🤖 AI Summary
This study addresses critical challenges—scalability, safety, interpretability, and sample efficiency—in deploying reinforcement learning (RL) and model predictive control (MPC) for residential HVAC systems. For the first time, it conducts a one-month closed-loop comparative experiment in a real residential setting. A physics-informed MPC and a model-based RL (MBRL) approach, leveraging learned dynamic system models, are co-deployed with a heat pump to jointly optimize energy efficiency and thermal comfort. Results show RL achieves 22% energy savings—marginally exceeding MPC’s 20%—but MPC delivers superior energy efficiency at equivalent comfort levels.

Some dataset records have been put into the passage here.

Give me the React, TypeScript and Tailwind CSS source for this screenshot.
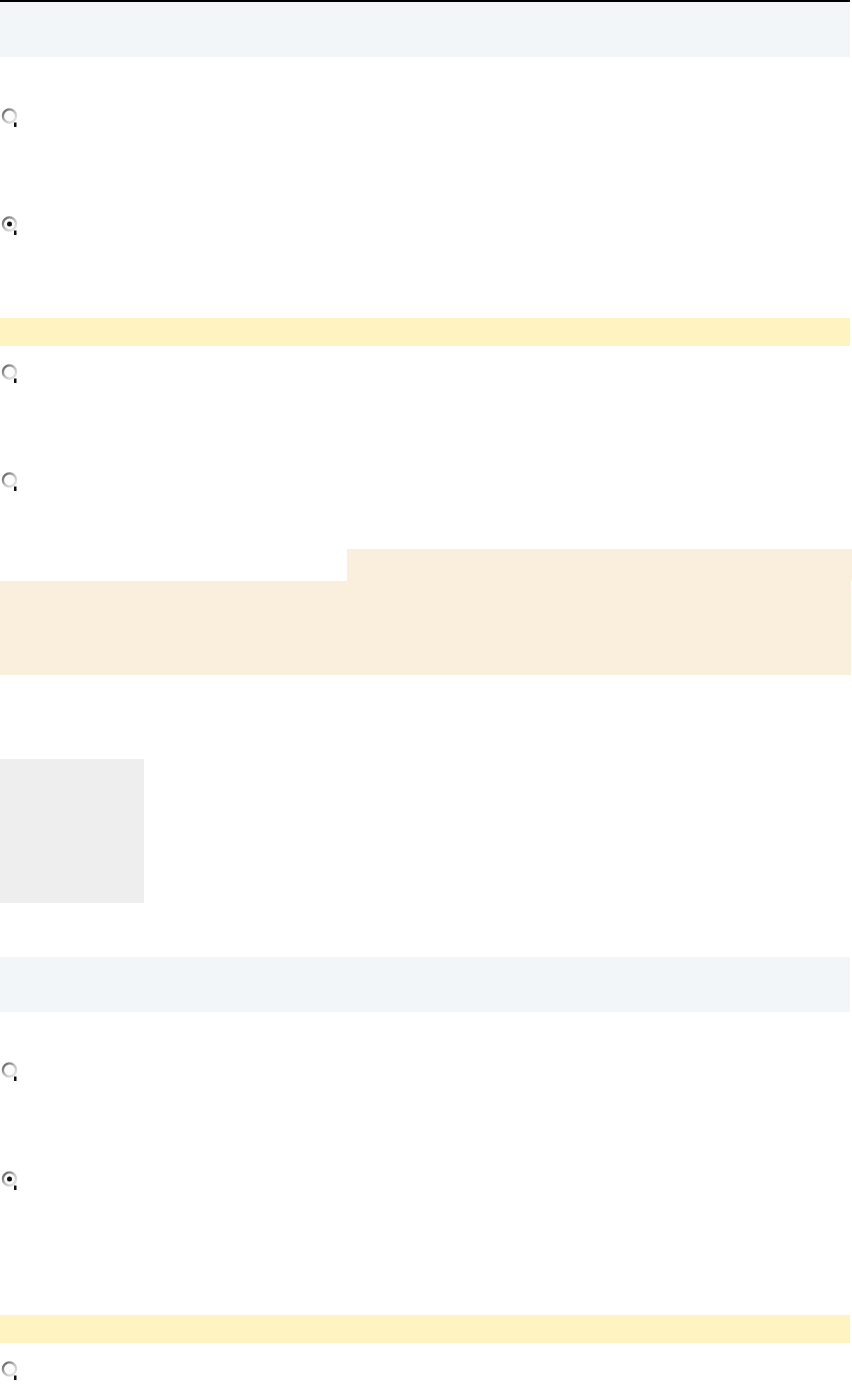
import React from "react";

type RadioProps = { checked?: boolean };

function Radio({ checked = false }: RadioProps) {
  return (
    <svg width="19" height="22" viewBox="0 0 19 22" className="block ml-[1px]">
      <defs>
        <linearGradient id="ring" x1="0" y1="0" x2="1" y2="1">
          <stop offset="0" stopColor="#555555" />
          <stop offset="0.5" stopColor="#bdbdbd" />
          <stop offset="1" stopColor="#efefef" />
        </linearGradient>
      </defs>
      <circle cx="8.5" cy="8" r="6.6" fill="#fcfcfc" stroke="url(#ring)" strokeWidth="2.3" />
      {checked && <circle cx="8.5" cy="8" r="2.5" fill="#111111" />}
      <rect x="13" y="14.5" width="2.5" height="4.5" fill="#111111" />
    </svg>
  );
}

export default function App() {
  return (
    <div className="w-[850px] bg-white font-['Liberation_Sans',sans-serif]">
      <div className="h-[2px] bg-black" />
      <div className="h-[55px] bg-[#f2f6f9]" />

      <div className="pt-[51px]">
        <Radio />
      </div>
      <div className="pt-[86px]">
        <Radio checked />
      </div>

      <div className="mt-[80px] h-[28px] bg-[#fff3c2]" />

      <div className="pt-[18px]">
        <Radio />
      </div>
      <div className="pt-[86px]">
        <Radio />
      </div>

      <div className="mt-[55px]">
        <div className="ml-[347px] h-[32px] w-[505px] bg-[#faeedc]" />
        <div className="h-[94px] w-[851px] bg-[#faeedc]" />
      </div>

      <div className="mt-[84px] h-[144px] w-[144px] bg-[#eeeeee]" />

      <div className="mt-[54px] h-[55px] bg-[#f2f6f9]" />

      <div className="pt-[50px]">
        <Radio />
      </div>
      <div className="pt-[87px]">
        <Radio checked />
      </div>

      <div className="mt-[122px] h-[28px] bg-[#fff3c2]" />

      <div className="pt-[18px] pb-[20px]">
        <Radio />
      </div>
    </div>
  );
}
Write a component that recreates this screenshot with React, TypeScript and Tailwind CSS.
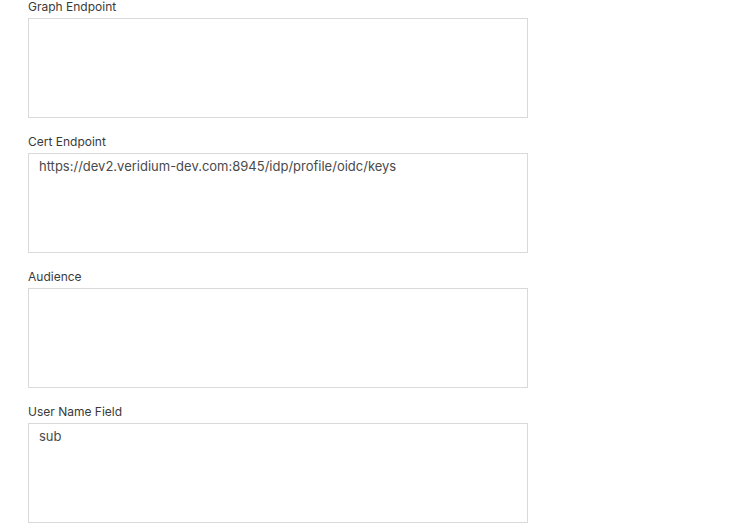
const fields = [
  { label: 'Graph Endpoint', value: '' },
  { label: 'Cert Endpoint', value: 'https://dev2.veridium-dev.com:8945/idp/profile/oidc/keys' },
  { label: 'Audience', value: '' },
  { label: 'User Name Field', value: 'sub' },
];

export default function App() {
  return (
    <div className="min-h-screen bg-white px-[28px] font-['Inter',sans-serif]">
      {fields.map((f) => (
        <div key={f.label} className="mb-[17px] flex w-[500px] flex-col">
          <label className="mb-[4px] text-[12px] leading-[14px] text-[#3a3a3a]">{f.label}</label>
          <textarea
            defaultValue={f.value}
            className="h-[100px] w-full resize-none border border-[#d9d9d9] px-[10px] pt-[4px] pb-[5px] text-[13px] leading-[16px] text-[#4a4a4a] outline-none"
          />
        </div>
      ))}
    </div>
  );
}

The study quantifies RL’s advantage in reducing modeling effort while empirically identifying, for the first time, key practical bottlenecks: unsafe policy initialization, instability during online adaptation, and actuation deviation. These findings establish a crucial benchmark and provide actionable design insights for operationalizing intelligent building control algorithms.
📝 Abstract
Advanced control strategies like Model Predictive Control (MPC) offer significant energy savings for HVAC systems but often require substantial engineering effort, limiting scalability. Reinforcement Learning (RL) promises greater automation and adaptability, yet its practical application in real-world residential settings remains largely undemonstrated, facing challenges related to safety, interpretability, and sample efficiency. To investigate these practical issues, we performed a direct comparison of an MPC and a model-based RL controller, with each controller deployed for a one-month period in an occupied house with a heat pump system in West Lafayette, Indiana. This investigation aimed to explore scalability of the chosen RL and MPC implementations while ensuring safety and comparability. The advanced controllers were evaluated against each other and against the existing controller. RL achieved substantial energy savings (22% relative to the existing controller), slightly exceeding MPC's savings (20%), albeit with modestly higher occupant discomfort. However, when energy savings were normalized for the level of comfort provided, MPC demonstrated superior performance. This study's empirical results show that while RL reduces engineering overhead, it introduces practical trade-offs in model accuracy and operational robustness. The key lessons learned concern the difficulties of safe controller initialization, navigating the mismatch between control actions and their practical implementation, and maintaining the integrity of online learning in a live environment. These insights pinpoint the essential research directions needed to advance RL from a promising concept to a truly scalable HVAC control solution.